### RECORDS FOR PROCESSING:
---------------

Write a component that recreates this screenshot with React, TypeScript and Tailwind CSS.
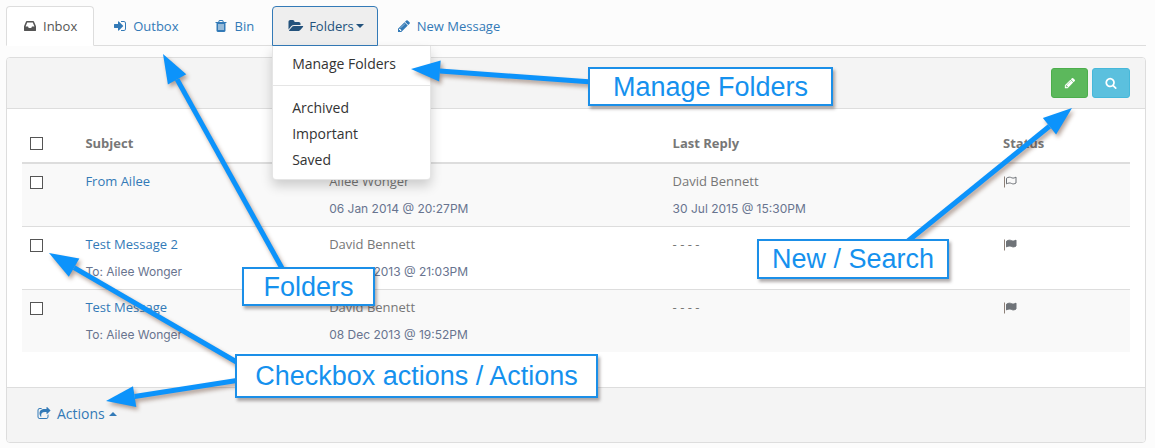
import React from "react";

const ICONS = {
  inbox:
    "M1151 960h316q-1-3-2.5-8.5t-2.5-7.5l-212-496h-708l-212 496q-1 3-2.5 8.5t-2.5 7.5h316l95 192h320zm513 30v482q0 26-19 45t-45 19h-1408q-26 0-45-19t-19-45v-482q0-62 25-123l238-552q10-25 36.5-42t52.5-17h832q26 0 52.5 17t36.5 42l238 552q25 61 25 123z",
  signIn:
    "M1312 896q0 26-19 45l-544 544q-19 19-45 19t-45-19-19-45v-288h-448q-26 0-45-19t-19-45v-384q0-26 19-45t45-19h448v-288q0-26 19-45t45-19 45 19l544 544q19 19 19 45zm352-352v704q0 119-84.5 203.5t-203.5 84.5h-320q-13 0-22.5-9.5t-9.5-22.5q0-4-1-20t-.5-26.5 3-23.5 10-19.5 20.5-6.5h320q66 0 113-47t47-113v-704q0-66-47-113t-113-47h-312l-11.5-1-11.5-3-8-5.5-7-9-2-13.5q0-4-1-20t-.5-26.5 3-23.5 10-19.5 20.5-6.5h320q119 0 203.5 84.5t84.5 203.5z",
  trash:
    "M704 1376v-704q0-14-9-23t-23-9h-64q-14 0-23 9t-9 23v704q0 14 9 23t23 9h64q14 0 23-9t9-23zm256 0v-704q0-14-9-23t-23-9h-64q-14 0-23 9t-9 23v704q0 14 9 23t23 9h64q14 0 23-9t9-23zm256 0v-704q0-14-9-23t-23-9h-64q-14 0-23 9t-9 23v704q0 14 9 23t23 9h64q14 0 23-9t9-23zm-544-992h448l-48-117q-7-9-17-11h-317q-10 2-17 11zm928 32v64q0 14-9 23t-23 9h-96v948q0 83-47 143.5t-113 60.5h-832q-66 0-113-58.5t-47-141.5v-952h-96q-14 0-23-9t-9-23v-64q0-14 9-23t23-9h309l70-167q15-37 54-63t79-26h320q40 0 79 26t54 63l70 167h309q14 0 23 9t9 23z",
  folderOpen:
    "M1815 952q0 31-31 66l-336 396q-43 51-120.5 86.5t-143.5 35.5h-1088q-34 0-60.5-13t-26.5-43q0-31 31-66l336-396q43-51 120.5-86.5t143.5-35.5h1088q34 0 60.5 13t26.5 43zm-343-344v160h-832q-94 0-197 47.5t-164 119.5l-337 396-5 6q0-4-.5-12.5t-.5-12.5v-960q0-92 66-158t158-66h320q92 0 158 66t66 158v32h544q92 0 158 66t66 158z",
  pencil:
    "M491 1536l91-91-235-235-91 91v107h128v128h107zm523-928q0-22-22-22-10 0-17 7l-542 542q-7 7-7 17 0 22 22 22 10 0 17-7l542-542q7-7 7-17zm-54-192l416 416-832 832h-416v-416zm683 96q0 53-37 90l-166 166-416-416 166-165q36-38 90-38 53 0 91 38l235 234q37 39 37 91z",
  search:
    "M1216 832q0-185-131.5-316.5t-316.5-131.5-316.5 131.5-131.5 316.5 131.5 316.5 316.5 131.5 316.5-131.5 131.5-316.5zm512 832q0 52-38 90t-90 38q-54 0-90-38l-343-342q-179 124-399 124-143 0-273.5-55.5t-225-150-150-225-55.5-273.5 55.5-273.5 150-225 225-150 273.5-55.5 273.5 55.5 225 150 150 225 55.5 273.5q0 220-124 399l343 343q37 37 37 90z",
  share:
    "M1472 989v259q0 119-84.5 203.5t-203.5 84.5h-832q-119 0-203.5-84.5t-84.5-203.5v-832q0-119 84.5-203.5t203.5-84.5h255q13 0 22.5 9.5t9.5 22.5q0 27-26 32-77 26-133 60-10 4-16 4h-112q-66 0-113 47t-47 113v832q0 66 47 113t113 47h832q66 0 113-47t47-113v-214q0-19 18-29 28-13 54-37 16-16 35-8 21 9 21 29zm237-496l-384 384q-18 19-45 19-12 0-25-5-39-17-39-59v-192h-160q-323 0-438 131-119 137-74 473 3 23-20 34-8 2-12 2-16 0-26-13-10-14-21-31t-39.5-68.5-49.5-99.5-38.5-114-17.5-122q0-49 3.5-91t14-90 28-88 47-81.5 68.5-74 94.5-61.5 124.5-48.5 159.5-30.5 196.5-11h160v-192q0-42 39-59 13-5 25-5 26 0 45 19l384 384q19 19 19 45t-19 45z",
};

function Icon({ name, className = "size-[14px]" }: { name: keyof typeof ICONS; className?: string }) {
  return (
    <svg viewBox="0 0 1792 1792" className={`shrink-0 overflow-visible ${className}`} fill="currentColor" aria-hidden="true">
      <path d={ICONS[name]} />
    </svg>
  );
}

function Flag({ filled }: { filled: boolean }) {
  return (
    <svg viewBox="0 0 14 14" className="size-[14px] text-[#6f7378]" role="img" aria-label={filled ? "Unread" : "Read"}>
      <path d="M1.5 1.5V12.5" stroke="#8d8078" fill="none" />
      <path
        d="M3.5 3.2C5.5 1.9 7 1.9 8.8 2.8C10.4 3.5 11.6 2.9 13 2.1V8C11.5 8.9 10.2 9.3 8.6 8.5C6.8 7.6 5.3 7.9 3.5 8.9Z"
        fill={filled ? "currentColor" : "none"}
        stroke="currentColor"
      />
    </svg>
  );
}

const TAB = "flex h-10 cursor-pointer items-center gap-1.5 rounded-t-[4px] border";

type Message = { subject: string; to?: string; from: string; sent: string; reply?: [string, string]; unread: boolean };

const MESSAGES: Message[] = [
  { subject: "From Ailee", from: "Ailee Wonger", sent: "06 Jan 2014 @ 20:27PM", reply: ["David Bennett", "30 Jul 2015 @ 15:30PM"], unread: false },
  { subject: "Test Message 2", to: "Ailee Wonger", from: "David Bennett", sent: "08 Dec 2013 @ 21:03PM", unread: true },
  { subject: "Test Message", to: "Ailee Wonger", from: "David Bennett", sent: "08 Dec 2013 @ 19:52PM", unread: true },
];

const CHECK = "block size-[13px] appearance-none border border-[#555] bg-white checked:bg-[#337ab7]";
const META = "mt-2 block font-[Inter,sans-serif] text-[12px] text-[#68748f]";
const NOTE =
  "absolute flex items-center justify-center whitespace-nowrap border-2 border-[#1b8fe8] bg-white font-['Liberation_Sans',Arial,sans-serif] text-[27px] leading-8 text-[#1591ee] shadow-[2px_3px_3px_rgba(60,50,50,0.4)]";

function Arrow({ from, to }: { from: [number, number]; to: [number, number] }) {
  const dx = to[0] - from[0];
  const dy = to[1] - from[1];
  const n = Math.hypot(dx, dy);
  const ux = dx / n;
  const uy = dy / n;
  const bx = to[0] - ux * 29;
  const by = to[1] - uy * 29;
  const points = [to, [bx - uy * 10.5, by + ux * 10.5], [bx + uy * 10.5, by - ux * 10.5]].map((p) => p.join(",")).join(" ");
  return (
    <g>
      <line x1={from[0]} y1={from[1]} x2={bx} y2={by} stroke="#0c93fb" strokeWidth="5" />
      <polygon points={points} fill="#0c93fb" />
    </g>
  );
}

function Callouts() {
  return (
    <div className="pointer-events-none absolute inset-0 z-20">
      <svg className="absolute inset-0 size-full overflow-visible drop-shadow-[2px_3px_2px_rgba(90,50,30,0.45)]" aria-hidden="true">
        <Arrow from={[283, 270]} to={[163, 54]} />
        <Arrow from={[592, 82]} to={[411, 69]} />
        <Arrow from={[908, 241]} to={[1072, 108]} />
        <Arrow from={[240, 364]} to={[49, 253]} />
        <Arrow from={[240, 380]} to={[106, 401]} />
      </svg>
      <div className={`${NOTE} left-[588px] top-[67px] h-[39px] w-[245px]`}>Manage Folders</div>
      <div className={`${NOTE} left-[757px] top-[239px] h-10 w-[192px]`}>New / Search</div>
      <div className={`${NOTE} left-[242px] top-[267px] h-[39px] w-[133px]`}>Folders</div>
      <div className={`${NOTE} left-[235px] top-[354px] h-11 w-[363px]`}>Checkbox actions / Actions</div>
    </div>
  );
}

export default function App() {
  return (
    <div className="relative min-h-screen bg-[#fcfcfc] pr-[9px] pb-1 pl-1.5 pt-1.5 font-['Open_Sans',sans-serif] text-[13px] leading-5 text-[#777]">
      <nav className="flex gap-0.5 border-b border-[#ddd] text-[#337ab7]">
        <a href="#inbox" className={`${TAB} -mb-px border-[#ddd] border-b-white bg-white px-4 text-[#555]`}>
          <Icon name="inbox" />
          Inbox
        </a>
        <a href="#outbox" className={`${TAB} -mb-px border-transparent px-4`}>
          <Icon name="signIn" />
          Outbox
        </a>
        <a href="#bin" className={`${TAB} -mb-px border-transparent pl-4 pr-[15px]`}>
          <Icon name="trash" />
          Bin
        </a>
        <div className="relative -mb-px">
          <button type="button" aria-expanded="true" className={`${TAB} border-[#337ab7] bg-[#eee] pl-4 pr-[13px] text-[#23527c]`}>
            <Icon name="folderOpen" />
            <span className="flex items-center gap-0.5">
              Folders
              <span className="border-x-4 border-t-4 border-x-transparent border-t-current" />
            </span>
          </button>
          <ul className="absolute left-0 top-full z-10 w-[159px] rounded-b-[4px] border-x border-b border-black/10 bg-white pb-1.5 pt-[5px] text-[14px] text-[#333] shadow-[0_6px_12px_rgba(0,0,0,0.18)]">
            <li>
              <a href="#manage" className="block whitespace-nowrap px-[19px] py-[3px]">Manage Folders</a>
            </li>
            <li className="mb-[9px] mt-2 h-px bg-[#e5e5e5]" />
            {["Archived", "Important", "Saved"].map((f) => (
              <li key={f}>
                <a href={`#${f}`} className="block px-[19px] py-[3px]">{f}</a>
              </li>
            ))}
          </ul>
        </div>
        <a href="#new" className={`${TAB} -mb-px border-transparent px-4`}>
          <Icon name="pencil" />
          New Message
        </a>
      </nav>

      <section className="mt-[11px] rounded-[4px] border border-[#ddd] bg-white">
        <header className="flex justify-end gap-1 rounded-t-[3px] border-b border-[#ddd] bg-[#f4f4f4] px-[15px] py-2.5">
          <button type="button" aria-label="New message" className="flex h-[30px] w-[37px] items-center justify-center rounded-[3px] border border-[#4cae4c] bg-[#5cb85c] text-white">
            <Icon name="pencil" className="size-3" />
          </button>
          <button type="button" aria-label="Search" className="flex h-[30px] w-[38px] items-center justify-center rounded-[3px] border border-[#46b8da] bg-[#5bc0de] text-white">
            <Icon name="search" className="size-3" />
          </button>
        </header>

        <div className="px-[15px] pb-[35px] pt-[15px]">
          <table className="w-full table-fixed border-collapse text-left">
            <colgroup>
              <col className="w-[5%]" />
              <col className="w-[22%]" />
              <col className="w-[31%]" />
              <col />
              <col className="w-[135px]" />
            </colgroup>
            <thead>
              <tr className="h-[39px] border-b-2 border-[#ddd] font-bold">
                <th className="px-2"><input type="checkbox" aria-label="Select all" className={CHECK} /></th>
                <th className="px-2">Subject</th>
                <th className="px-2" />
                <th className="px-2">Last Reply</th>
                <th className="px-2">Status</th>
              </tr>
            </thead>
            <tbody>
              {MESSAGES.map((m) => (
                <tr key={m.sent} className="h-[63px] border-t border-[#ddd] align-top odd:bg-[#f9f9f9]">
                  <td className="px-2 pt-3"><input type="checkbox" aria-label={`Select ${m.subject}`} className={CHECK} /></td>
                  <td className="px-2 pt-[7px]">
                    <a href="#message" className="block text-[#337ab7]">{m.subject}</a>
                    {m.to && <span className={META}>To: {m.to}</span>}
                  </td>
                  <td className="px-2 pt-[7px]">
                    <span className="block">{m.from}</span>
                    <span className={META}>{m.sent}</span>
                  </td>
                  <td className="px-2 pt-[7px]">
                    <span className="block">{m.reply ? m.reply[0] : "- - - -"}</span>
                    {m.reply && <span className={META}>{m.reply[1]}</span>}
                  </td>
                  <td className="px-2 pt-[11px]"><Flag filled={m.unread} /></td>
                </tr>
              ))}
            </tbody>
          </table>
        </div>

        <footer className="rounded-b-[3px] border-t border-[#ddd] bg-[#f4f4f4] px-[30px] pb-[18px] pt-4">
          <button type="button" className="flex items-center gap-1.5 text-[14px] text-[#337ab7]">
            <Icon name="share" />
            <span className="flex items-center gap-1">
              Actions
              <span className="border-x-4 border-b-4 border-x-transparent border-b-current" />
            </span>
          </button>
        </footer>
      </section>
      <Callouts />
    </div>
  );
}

---------------

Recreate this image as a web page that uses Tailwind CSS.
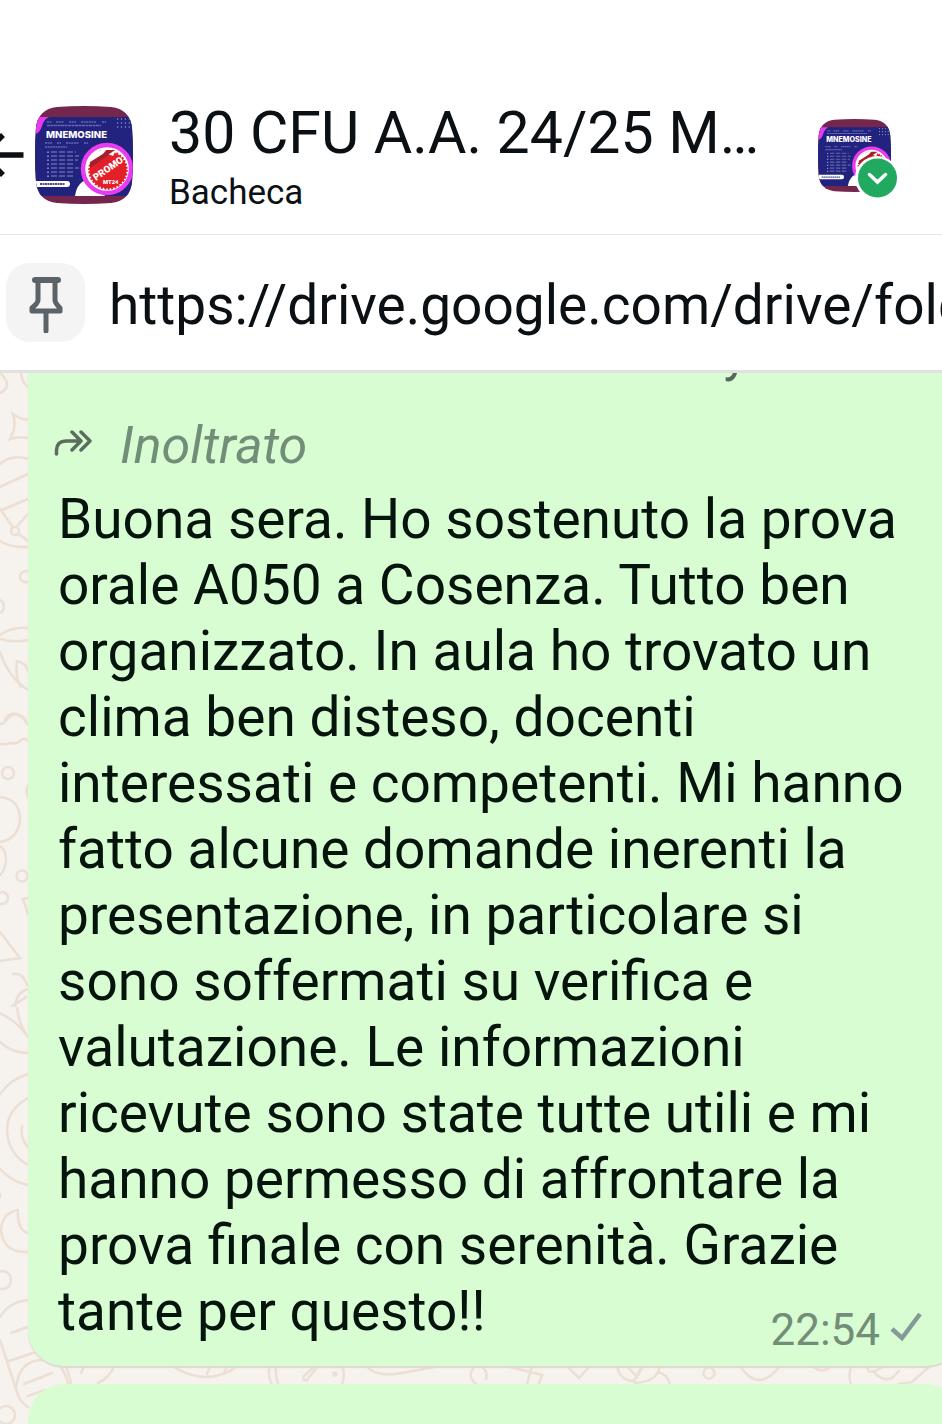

---------------

### INSTRUCTIONS FOR THE TASK:
Pictures are not part of the copy. Write out only the lines from the one containing "Write a component" through the one containing "import React from", exactly as they stand, both included.

### WRITTEN SOLUTION:
Write a component that recreates this screenshot with React, TypeScript and Tailwind CSS.
import React from "react";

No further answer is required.